<<<<

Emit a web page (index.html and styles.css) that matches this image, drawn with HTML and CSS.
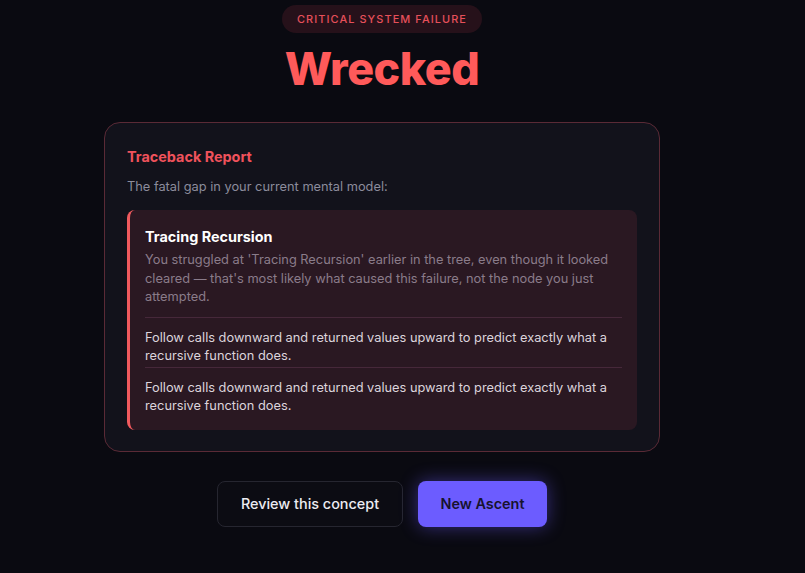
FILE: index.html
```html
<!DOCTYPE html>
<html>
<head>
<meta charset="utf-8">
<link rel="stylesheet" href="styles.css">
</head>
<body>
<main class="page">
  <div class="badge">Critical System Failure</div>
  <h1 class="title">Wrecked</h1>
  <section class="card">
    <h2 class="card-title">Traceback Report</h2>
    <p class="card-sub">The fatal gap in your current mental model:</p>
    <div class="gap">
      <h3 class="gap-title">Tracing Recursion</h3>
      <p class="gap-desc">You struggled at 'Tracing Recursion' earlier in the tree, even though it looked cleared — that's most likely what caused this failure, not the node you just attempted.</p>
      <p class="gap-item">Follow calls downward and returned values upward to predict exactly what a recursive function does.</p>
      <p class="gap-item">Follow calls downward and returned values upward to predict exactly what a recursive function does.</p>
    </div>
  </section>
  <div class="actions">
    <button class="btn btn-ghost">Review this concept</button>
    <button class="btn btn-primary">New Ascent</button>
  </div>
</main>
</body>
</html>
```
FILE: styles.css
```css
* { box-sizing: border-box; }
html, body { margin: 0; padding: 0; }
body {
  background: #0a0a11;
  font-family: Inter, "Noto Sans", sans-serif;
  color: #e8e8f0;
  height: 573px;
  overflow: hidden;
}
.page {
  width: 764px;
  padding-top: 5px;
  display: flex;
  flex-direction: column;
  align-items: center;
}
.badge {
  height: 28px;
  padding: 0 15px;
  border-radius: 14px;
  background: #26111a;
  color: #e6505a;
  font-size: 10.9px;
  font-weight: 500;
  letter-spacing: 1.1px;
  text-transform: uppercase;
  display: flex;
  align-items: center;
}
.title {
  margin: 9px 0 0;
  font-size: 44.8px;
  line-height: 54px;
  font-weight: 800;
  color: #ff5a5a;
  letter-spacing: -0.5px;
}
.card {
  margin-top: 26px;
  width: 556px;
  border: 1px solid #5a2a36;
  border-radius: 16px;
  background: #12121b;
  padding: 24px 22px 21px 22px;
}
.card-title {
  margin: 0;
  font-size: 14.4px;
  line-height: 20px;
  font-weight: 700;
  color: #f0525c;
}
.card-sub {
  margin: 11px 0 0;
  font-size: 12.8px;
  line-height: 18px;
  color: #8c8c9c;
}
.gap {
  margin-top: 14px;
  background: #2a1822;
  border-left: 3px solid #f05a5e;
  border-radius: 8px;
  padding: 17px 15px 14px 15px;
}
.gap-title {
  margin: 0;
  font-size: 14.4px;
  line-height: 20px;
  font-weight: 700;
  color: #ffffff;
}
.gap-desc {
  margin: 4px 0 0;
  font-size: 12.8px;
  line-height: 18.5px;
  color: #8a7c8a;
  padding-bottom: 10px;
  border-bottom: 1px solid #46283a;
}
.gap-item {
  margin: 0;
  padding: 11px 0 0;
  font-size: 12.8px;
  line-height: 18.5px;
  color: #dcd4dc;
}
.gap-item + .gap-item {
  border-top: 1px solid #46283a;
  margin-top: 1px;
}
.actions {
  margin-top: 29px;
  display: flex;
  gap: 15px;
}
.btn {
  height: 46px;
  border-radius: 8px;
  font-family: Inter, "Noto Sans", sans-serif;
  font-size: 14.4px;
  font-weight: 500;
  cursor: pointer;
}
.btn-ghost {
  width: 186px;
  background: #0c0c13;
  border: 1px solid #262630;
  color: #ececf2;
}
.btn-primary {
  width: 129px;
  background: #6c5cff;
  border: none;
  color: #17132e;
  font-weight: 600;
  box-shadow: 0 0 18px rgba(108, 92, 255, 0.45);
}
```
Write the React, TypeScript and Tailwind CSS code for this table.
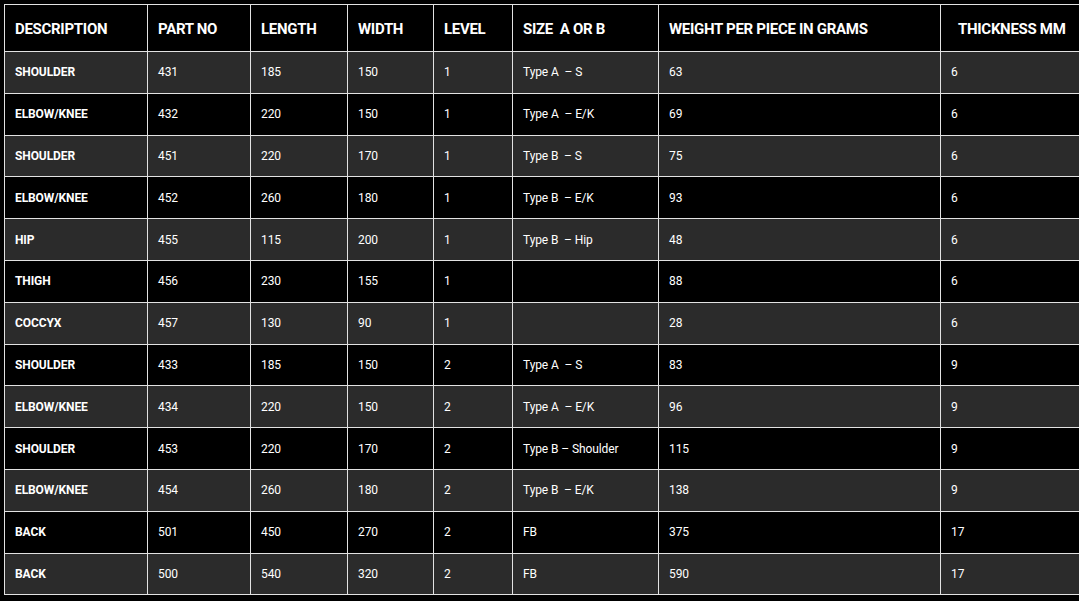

>>>>

# [Do this]
Restate the records word for word, omitting images.

# [Full solution]
Emit a web page (index.html and styles.css) that matches this image, drawn with HTML and CSS.
FILE: index.html
```html
<!DOCTYPE html>
<html>
<head>
<meta charset="utf-8">
<link rel="stylesheet" href="styles.css">
</head>
<body>
<main class="page">
  <div class="badge">Critical System Failure</div>
  <h1 class="title">Wrecked</h1>
  <section class="card">
    <h2 class="card-title">Traceback Report</h2>
    <p class="card-sub">The fatal gap in your current mental model:</p>
    <div class="gap">
      <h3 class="gap-title">Tracing Recursion</h3>
      <p class="gap-desc">You struggled at 'Tracing Recursion' earlier in the tree, even though it looked cleared — that's most likely what caused this failure, not the node you just attempted.</p>
      <p class="gap-item">Follow calls downward and returned values upward to predict exactly what a recursive function does.</p>
      <p class="gap-item">Follow calls downward and returned values upward to predict exactly what a recursive function does.</p>
    </div>
  </section>
  <div class="actions">
    <button class="btn btn-ghost">Review this concept</button>
    <button class="btn btn-primary">New Ascent</button>
  </div>
</main>
</body>
</html>
```
FILE: styles.css
```css
* { box-sizing: border-box; }
html, body { margin: 0; padding: 0; }
body {
  background: #0a0a11;
  font-family: Inter, "Noto Sans", sans-serif;
  color: #e8e8f0;
  height: 573px;
  overflow: hidden;
}
.page {
  width: 764px;
  padding-top: 5px;
  display: flex;
  flex-direction: column;
  align-items: center;
}
.badge {
  height: 28px;
  padding: 0 15px;
  border-radius: 14px;
  background: #26111a;
  color: #e6505a;
  font-size: 10.9px;
  font-weight: 500;
  letter-spacing: 1.1px;
  text-transform: uppercase;
  display: flex;
  align-items: center;
}
.title {
  margin: 9px 0 0;
  font-size: 44.8px;
  line-height: 54px;
  font-weight: 800;
  color: #ff5a5a;
  letter-spacing: -0.5px;
}
.card {
  margin-top: 26px;
  width: 556px;
  border: 1px solid #5a2a36;
  border-radius: 16px;
  background: #12121b;
  padding: 24px 22px 21px 22px;
}
.card-title {
  margin: 0;
  font-size: 14.4px;
  line-height: 20px;
  font-weight: 700;
  color: #f0525c;
}
.card-sub {
  margin: 11px 0 0;
  font-size: 12.8px;
  line-height: 18px;
  color: #8c8c9c;
}
.gap {
  margin-top: 14px;
  background: #2a1822;
  border-left: 3px solid #f05a5e;
  border-radius: 8px;
  padding: 17px 15px 14px 15px;
}
.gap-title {
  margin: 0;
  font-size: 14.4px;
  line-height: 20px;
  font-weight: 700;
  color: #ffffff;
}
.gap-desc {
  margin: 4px 0 0;
  font-size: 12.8px;
  line-height: 18.5px;
  color: #8a7c8a;
  padding-bottom: 10px;
  border-bottom: 1px solid #46283a;
}
.gap-item {
  margin: 0;
  padding: 11px 0 0;
  font-size: 12.8px;
  line-height: 18.5px;
  color: #dcd4dc;
}
.gap-item + .gap-item {
  border-top: 1px solid #46283a;
  margin-top: 1px;
}
.actions {
  margin-top: 29px;
  display: flex;
  gap: 15px;
}
.btn {
  height: 46px;
  border-radius: 8px;
  font-family: Inter, "Noto Sans", sans-serif;
  font-size: 14.4px;
  font-weight: 500;
  cursor: pointer;
}
.btn-ghost {
  width: 186px;
  background: #0c0c13;
  border: 1px solid #262630;
  color: #ececf2;
}
.btn-primary {
  width: 129px;
  background: #6c5cff;
  border: none;
  color: #17132e;
  font-weight: 600;
  box-shadow: 0 0 18px rgba(108, 92, 255, 0.45);
}
```
Write the React, TypeScript and Tailwind CSS code for this table.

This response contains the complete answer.